## begin Recorded data

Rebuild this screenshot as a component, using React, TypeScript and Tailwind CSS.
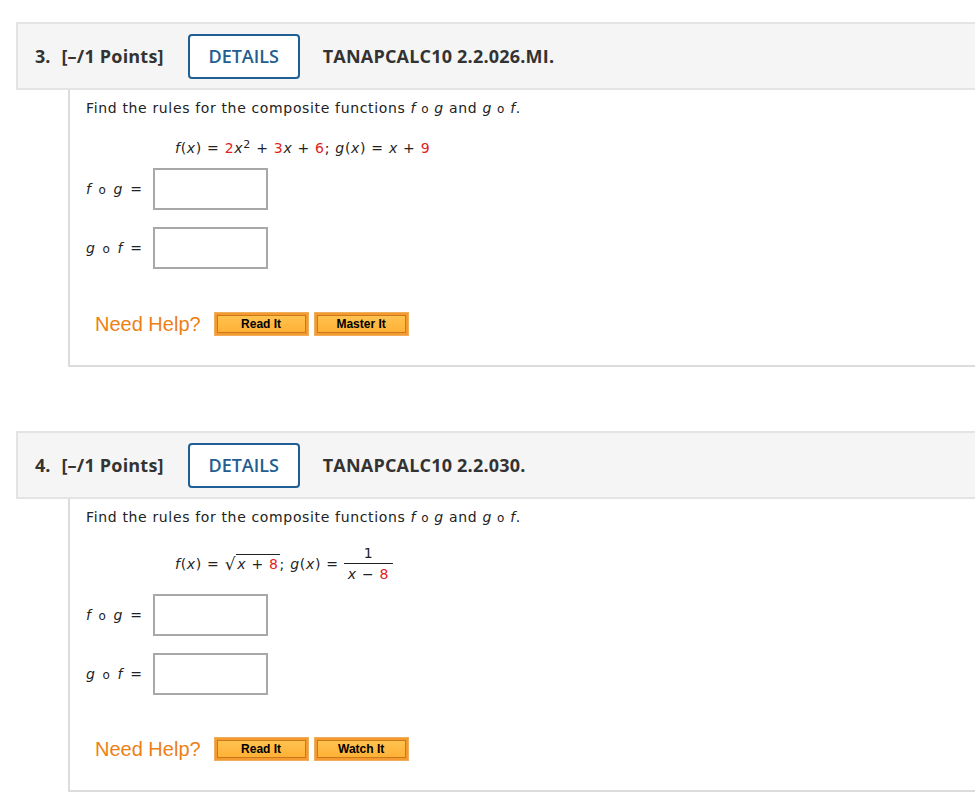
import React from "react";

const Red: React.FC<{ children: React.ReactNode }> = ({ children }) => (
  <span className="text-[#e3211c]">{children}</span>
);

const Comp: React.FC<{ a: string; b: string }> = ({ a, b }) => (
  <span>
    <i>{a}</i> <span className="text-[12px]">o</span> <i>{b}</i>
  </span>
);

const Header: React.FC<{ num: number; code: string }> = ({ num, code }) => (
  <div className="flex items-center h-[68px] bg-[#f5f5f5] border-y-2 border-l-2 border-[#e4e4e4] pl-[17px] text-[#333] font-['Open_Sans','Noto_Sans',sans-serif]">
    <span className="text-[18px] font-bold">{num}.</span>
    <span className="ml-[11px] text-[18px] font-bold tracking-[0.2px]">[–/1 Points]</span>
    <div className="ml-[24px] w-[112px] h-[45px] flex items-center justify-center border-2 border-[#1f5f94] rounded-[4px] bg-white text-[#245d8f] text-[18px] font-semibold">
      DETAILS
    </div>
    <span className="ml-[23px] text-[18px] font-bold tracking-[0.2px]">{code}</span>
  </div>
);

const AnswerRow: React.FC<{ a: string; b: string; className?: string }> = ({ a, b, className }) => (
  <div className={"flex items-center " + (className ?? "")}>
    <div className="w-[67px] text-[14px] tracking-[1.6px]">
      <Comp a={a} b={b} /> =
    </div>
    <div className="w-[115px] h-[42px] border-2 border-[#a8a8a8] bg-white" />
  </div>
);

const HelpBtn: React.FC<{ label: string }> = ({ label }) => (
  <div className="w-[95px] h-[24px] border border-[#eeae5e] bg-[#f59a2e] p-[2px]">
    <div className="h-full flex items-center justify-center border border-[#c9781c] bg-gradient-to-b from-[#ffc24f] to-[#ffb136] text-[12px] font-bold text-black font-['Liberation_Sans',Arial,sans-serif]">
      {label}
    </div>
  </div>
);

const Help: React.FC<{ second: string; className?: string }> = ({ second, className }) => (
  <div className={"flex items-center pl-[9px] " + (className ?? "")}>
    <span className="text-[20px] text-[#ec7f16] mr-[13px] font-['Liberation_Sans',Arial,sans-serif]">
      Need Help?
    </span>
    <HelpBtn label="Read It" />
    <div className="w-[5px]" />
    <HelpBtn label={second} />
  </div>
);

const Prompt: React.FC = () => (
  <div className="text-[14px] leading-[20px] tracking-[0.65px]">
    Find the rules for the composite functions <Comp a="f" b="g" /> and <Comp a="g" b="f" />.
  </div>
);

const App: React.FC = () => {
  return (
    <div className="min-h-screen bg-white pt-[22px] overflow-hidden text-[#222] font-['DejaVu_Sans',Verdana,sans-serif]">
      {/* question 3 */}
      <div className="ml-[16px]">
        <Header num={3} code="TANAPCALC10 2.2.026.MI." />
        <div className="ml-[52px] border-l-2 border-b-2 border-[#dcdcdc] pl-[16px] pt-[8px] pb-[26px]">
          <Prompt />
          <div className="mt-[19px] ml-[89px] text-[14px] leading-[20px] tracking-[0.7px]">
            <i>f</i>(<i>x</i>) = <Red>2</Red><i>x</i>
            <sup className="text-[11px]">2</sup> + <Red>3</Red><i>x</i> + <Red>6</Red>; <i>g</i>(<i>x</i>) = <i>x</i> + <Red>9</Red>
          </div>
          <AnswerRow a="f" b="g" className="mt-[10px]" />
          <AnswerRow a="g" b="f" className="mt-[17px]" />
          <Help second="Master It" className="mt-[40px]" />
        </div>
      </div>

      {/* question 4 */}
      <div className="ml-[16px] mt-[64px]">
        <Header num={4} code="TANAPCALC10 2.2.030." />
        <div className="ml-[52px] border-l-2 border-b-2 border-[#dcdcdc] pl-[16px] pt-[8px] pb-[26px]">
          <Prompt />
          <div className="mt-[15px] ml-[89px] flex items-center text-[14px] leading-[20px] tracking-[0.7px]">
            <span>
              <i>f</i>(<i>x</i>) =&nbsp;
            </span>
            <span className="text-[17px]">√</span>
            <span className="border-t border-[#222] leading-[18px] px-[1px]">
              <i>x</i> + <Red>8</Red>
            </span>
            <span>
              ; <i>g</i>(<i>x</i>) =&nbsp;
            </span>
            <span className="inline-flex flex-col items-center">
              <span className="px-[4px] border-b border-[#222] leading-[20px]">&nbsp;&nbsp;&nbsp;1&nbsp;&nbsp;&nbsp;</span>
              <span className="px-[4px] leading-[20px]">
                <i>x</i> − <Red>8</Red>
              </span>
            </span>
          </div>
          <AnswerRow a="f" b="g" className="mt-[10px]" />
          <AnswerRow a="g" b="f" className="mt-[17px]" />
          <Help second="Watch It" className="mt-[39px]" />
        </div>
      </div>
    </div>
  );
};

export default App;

## end Recorded data

- **Task**: Omit every picture, then repeat the remaining data exactly as it appears above.

- **Response to the exercise**:
Rebuild this screenshot as a component, using React, TypeScript and Tailwind CSS.
import React from "react";

const Red: React.FC<{ children: React.ReactNode }> = ({ children }) => (
  <span className="text-[#e3211c]">{children}</span>
);

const Comp: React.FC<{ a: string; b: string }> = ({ a, b }) => (
  <span>
    <i>{a}</i> <span className="text-[12px]">o</span> <i>{b}</i>
  </span>
);

const Header: React.FC<{ num: number; code: string }> = ({ num, code }) => (
  <div className="flex items-center h-[68px] bg-[#f5f5f5] border-y-2 border-l-2 border-[#e4e4e4] pl-[17px] text-[#333] font-['Open_Sans','Noto_Sans',sans-serif]">
    <span className="text-[18px] font-bold">{num}.</span>
    <span className="ml-[11px] text-[18px] font-bold tracking-[0.2px]">[–/1 Points]</span>
    <div className="ml-[24px] w-[112px] h-[45px] flex items-center justify-center border-2 border-[#1f5f94] rounded-[4px] bg-white text-[#245d8f] text-[18px] font-semibold">
      DETAILS
    </div>
    <span className="ml-[23px] text-[18px] font-bold tracking-[0.2px]">{code}</span>
  </div>
);

const AnswerRow: React.FC<{ a: string; b: string; className?: string }> = ({ a, b, className }) => (
  <div className={"flex items-center " + (className ?? "")}>
    <div className="w-[67px] text-[14px] tracking-[1.6px]">
      <Comp a={a} b={b} /> =
    </div>
    <div className="w-[115px] h-[42px] border-2 border-[#a8a8a8] bg-white" />
  </div>
);

const HelpBtn: React.FC<{ label: string }> = ({ label }) => (
  <div className="w-[95px] h-[24px] border border-[#eeae5e] bg-[#f59a2e] p-[2px]">
    <div className="h-full flex items-center justify-center border border-[#c9781c] bg-gradient-to-b from-[#ffc24f] to-[#ffb136] text-[12px] font-bold text-black font-['Liberation_Sans',Arial,sans-serif]">
      {label}
    </div>
  </div>
);

const Help: React.FC<{ second: string; className?: string }> = ({ second, className }) => (
  <div className={"flex items-center pl-[9px] " + (className ?? "")}>
    <span className="text-[20px] text-[#ec7f16] mr-[13px] font-['Liberation_Sans',Arial,sans-serif]">
      Need Help?
    </span>
    <HelpBtn label="Read It" />
    <div className="w-[5px]" />
    <HelpBtn label={second} />
  </div>
);

const Prompt: React.FC = () => (
  <div className="text-[14px] leading-[20px] tracking-[0.65px]">
    Find the rules for the composite functions <Comp a="f" b="g" /> and <Comp a="g" b="f" />.
  </div>
);

const App: React.FC = () => {
  return (
    <div className="min-h-screen bg-white pt-[22px] overflow-hidden text-[#222] font-['DejaVu_Sans',Verdana,sans-serif]">
      {/* question 3 */}
      <div className="ml-[16px]">
        <Header num={3} code="TANAPCALC10 2.2.026.MI." />
        <div className="ml-[52px] border-l-2 border-b-2 border-[#dcdcdc] pl-[16px] pt-[8px] pb-[26px]">
          <Prompt />
          <div className="mt-[19px] ml-[89px] text-[14px] leading-[20px] tracking-[0.7px]">
            <i>f</i>(<i>x</i>) = <Red>2</Red><i>x</i>
            <sup className="text-[11px]">2</sup> + <Red>3</Red><i>x</i> + <Red>6</Red>; <i>g</i>(<i>x</i>) = <i>x</i> + <Red>9</Red>
          </div>
          <AnswerRow a="f" b="g" className="mt-[10px]" />
          <AnswerRow a="g" b="f" className="mt-[17px]" />
          <Help second="Master It" className="mt-[40px]" />
        </div>
      </div>

      {/* question 4 */}
      <div className="ml-[16px] mt-[64px]">
        <Header num={4} code="TANAPCALC10 2.2.030." />
        <div className="ml-[52px] border-l-2 border-b-2 border-[#dcdcdc] pl-[16px] pt-[8px] pb-[26px]">
          <Prompt />
          <div className="mt-[15px] ml-[89px] flex items-center text-[14px] leading-[20px] tracking-[0.7px]">
            <span>
              <i>f</i>(<i>x</i>) =&nbsp;
            </span>
            <span className="text-[17px]">√</span>
            <span className="border-t border-[#222] leading-[18px] px-[1px]">
              <i>x</i> + <Red>8</Red>
            </span>
            <span>
              ; <i>g</i>(<i>x</i>) =&nbsp;
            </span>
            <span className="inline-flex flex-col items-center">
              <span className="px-[4px] border-b border-[#222] leading-[20px]">&nbsp;&nbsp;&nbsp;1&nbsp;&nbsp;&nbsp;</span>
              <span className="px-[4px] leading-[20px]">
                <i>x</i> − <Red>8</Red>
              </span>
            </span>
          </div>
          <AnswerRow a="f" b="g" className="mt-[10px]" />
          <AnswerRow a="g" b="f" className="mt-[17px]" />
          <Help second="Watch It" className="mt-[39px]" />
        </div>
      </div>
    </div>
  );
};

export default App;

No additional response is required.